The future of the AWR
The Swedish derogation has always been unpopular with worker rights groups in the UK and has come under increased scrutiny in recent years. The 2017 Taylor Review included evidence to suggest that agency workers were not reaping the intended benefits of this derogation in the current work environment as they are engaged on long contracts and therefore do not actually have gaps in assignments. Concerns continue to be raised that the derogation is used exploitatively.

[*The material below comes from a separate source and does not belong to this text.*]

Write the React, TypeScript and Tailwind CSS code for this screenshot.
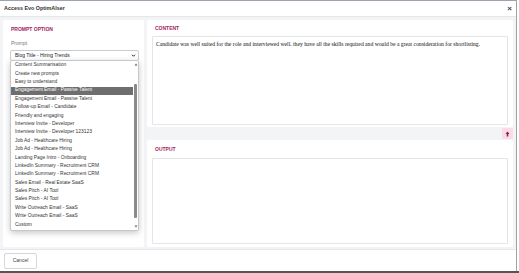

Following the Taylor Review recommendations, the Government published a number of proposals in its Good Work Plan. These proposals include several legislative reforms which aim to benefit agency workers, such as the abolition of the Swedish derogation. Draft regulations have now been put before Parliament for its abolishment from 6 April 2020. Once passed into law, this will mean that all agency workers have a right to pay parity after 12 weeks with no exceptions. The draft regulations also include an obligation on agencies that have previously relied on the exemption to provide a written statement to all affected agency workers explaining the change.
The Good Work plan outlined several other proposals relating specifically to agency workers, such as the right to a key facts page and state enforcement protections in certain circumstances where deductions are made by umbrella companies. If implemented, the proposals are designed to ensure that there is greater transparency and clarity about which entity pays an agency worker and their pay arrangements.
Agency workers and their rights are caught up in the drive for change that is currently part of the wider debate concerning the UK's casual workforce. Businesses that use agency workers, and other casual workers, should keep their practices and agreements under review as the landscape continues to shift.